WHAT THE TASK ASKS: Your task is to copy the listing exactly. Drop any pictures from the copy.

STORED DATA:
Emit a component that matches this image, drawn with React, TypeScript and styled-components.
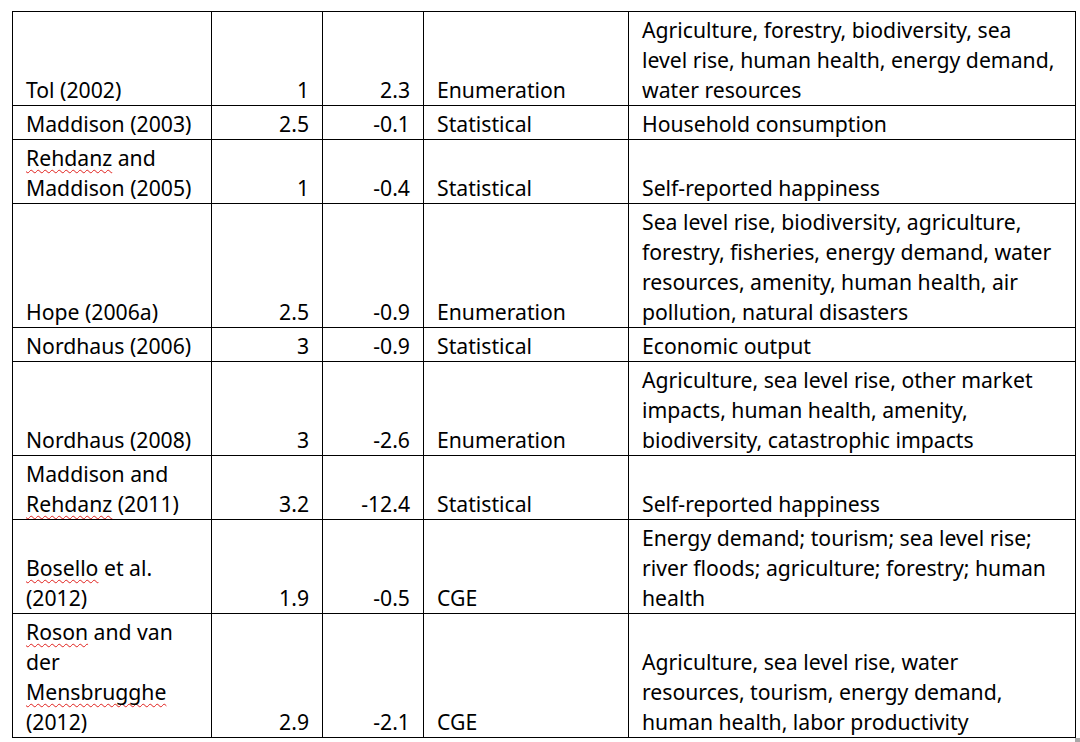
import React from "react";
import styled, { createGlobalStyle } from "styled-components";

const Global = createGlobalStyle`
  html, body { margin: 0; padding: 0; background: #ffffff; }
  body { font-family: "Noto Sans", "Open Sans", sans-serif; color: #000; }
`;

const Page = styled.div`
  padding: 11px 0 0 12px;
`;

const Table = styled.table`
  border-collapse: collapse;
  table-layout: fixed;
  width: 1063px;
  font-size: 21.2px;
  line-height: 30px;
`;

const Cell = styled.td<{ $align?: "left" | "right" }>`
  border: 1px solid #000;
  padding: 3px 13px 0 13px;
  vertical-align: bottom;
  text-align: ${(p) => p.$align ?? "left"};
  white-space: nowrap;
  overflow: hidden;
`;

const Line = styled.div`
  white-space: nowrap;
`;

const Misspelled = styled.span`
  text-decoration: underline wavy #e0201c;
  text-decoration-thickness: 1.4px;
  text-underline-offset: 3px;
  text-decoration-skip-ink: none;
`;

const Handle = styled.div`
  position: absolute;
  left: 1075px;
  top: 738px;
  width: 5px;
  height: 4px;
  background: #a8a8a8;
`;

type Row = {
  study: React.ReactNode[];
  warming: string;
  impact: string;
  method: string;
  sectors: string[];
};

const rows: Row[] = [
  {
    study: ["Tol (2002)"],
    warming: "1",
    impact: "2.3",
    method: "Enumeration",
    sectors: [
      "Agriculture, forestry, biodiversity, sea",
      "level rise, human health, energy demand,",
      "water resources",
    ],
  },
  {
    study: ["Maddison (2003)"],
    warming: "2.5",
    impact: "-0.1",
    method: "Statistical",
    sectors: ["Household consumption"],
  },
  {
    study: [
      <>
        <Misspelled>Rehdanz</Misspelled> and
      </>,
      "Maddison (2005)",
    ],
    warming: "1",
    impact: "-0.4",
    method: "Statistical",
    sectors: ["Self-reported happiness"],
  },
  {
    study: ["Hope (2006a)"],
    warming: "2.5",
    impact: "-0.9",
    method: "Enumeration",
    sectors: [
      "Sea level rise, biodiversity, agriculture,",
      "forestry, fisheries, energy demand, water",
      "resources, amenity, human health, air",
      "pollution, natural disasters",
    ],
  },
  {
    study: ["Nordhaus (2006)"],
    warming: "3",
    impact: "-0.9",
    method: "Statistical",
    sectors: ["Economic output"],
  },
  {
    study: ["Nordhaus (2008)"],
    warming: "3",
    impact: "-2.6",
    method: "Enumeration",
    sectors: [
      "Agriculture, sea level rise, other market",
      "impacts, human health, amenity,",
      "biodiversity, catastrophic impacts",
    ],
  },
  {
    study: [
      "Maddison and",
      <>
        <Misspelled>Rehdanz</Misspelled> (2011)
      </>,
    ],
    warming: "3.2",
    impact: "-12.4",
    method: "Statistical",
    sectors: ["Self-reported happiness"],
  },
  {
    study: [
      <>
        <Misspelled>Bosello</Misspelled> et al.
      </>,
      "(2012)",
    ],
    warming: "1.9",
    impact: "-0.5",
    method: "CGE",
    sectors: [
      "Energy demand; tourism; sea level rise;",
      "river floods; agriculture; forestry; human",
      "health",
    ],
  },
  {
    study: [
      <>
        <Misspelled>Roson</Misspelled> and van
      </>,
      "der",
      <Misspelled>Mensbrugghe</Misspelled>,
      "(2012)",
    ],
    warming: "2.9",
    impact: "-2.1",
    method: "CGE",
    sectors: [
      "Agriculture, sea level rise, water",
      "resources, tourism, energy demand,",
      "human health, labor productivity",
    ],
  },
];

export default function App() {
  return (
    <>
      <Global />
      <Page>
        <Table>
          <colgroup>
            <col style={{ width: 199 }} />
            <col style={{ width: 111 }} />
            <col style={{ width: 101 }} />
            <col style={{ width: 205 }} />
            <col style={{ width: 447 }} />
          </colgroup>
          <tbody>
            {rows.map((r, i) => (
              <tr key={i}>
                <Cell>
                  {r.study.map((s, j) => (
                    <Line key={j}>{s}</Line>
                  ))}
                </Cell>
                <Cell $align="right">{r.warming}</Cell>
                <Cell $align="right">{r.impact}</Cell>
                <Cell>{r.method}</Cell>
                <Cell>
                  {r.sectors.map((s, j) => (
                    <Line key={j}>{s}</Line>
                  ))}
                </Cell>
              </tr>
            ))}
          </tbody>
        </Table>
      </Page>
      <Handle />
    </>
  );
}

ANSWER BELOW:
Emit a component that matches this image, drawn with React, TypeScript and styled-components.
import React from "react";
import styled, { createGlobalStyle } from "styled-components";

const Global = createGlobalStyle`
  html, body { margin: 0; padding: 0; background: #ffffff; }
  body { font-family: "Noto Sans", "Open Sans", sans-serif; color: #000; }
`;

const Page = styled.div`
  padding: 11px 0 0 12px;
`;

const Table = styled.table`
  border-collapse: collapse;
  table-layout: fixed;
  width: 1063px;
  font-size: 21.2px;
  line-height: 30px;
`;

const Cell = styled.td<{ $align?: "left" | "right" }>`
  border: 1px solid #000;
  padding: 3px 13px 0 13px;
  vertical-align: bottom;
  text-align: ${(p) => p.$align ?? "left"};
  white-space: nowrap;
  overflow: hidden;
`;

const Line = styled.div`
  white-space: nowrap;
`;

const Misspelled = styled.span`
  text-decoration: underline wavy #e0201c;
  text-decoration-thickness: 1.4px;
  text-underline-offset: 3px;
  text-decoration-skip-ink: none;
`;

const Handle = styled.div`
  position: absolute;
  left: 1075px;
  top: 738px;
  width: 5px;
  height: 4px;
  background: #a8a8a8;
`;

type Row = {
  study: React.ReactNode[];
  warming: string;
  impact: string;
  method: string;
  sectors: string[];
};

const rows: Row[] = [
  {
    study: ["Tol (2002)"],
    warming: "1",
    impact: "2.3",
    method: "Enumeration",
    sectors: [
      "Agriculture, forestry, biodiversity, sea",
      "level rise, human health, energy demand,",
      "water resources",
    ],
  },
  {
    study: ["Maddison (2003)"],
    warming: "2.5",
    impact: "-0.1",
    method: "Statistical",
    sectors: ["Household consumption"],
  },
  {
    study: [
      <>
        <Misspelled>Rehdanz</Misspelled> and
      </>,
      "Maddison (2005)",
    ],
    warming: "1",
    impact: "-0.4",
    method: "Statistical",
    sectors: ["Self-reported happiness"],
  },
  {
    study: ["Hope (2006a)"],
    warming: "2.5",
    impact: "-0.9",
    method: "Enumeration",
    sectors: [
      "Sea level rise, biodiversity, agriculture,",
      "forestry, fisheries, energy demand, water",
      "resources, amenity, human health, air",
      "pollution, natural disasters",
    ],
  },
  {
    study: ["Nordhaus (2006)"],
    warming: "3",
    impact: "-0.9",
    method: "Statistical",
    sectors: ["Economic output"],
  },
  {
    study: ["Nordhaus (2008)"],
    warming: "3",
    impact: "-2.6",
    method: "Enumeration",
    sectors: [
      "Agriculture, sea level rise, other market",
      "impacts, human health, amenity,",
      "biodiversity, catastrophic impacts",
    ],
  },
  {
    study: [
      "Maddison and",
      <>
        <Misspelled>Rehdanz</Misspelled> (2011)
      </>,
    ],
    warming: "3.2",
    impact: "-12.4",
    method: "Statistical",
    sectors: ["Self-reported happiness"],
  },
  {
    study: [
      <>
        <Misspelled>Bosello</Misspelled> et al.
      </>,
      "(2012)",
    ],
    warming: "1.9",
    impact: "-0.5",
    method: "CGE",
    sectors: [
      "Energy demand; tourism; sea level rise;",
      "river floods; agriculture; forestry; human",
      "health",
    ],
  },
  {
    study: [
      <>
        <Misspelled>Roson</Misspelled> and van
      </>,
      "der",
      <Misspelled>Mensbrugghe</Misspelled>,
      "(2012)",
    ],
    warming: "2.9",
    impact: "-2.1",
    method: "CGE",
    sectors: [
      "Agriculture, sea level rise, water",
      "resources, tourism, energy demand,",
      "human health, labor productivity",
    ],
  },
];

export default function App() {
  return (
    <>
      <Global />
      <Page>
        <Table>
          <colgroup>
            <col style={{ width: 199 }} />
            <col style={{ width: 111 }} />
            <col style={{ width: 101 }} />
            <col style={{ width: 205 }} />
            <col style={{ width: 447 }} />
          </colgroup>
          <tbody>
            {rows.map((r, i) => (
              <tr key={i}>
                <Cell>
                  {r.study.map((s, j) => (
                    <Line key={j}>{s}</Line>
                  ))}
                </Cell>
                <Cell $align="right">{r.warming}</Cell>
                <Cell $align="right">{r.impact}</Cell>
                <Cell>{r.method}</Cell>
                <Cell>
                  {r.sectors.map((s, j) => (
                    <Line key={j}>{s}</Line>
                  ))}
                </Cell>
              </tr>
            ))}
          </tbody>
        </Table>
      </Page>
      <Handle />
    </>
  );
}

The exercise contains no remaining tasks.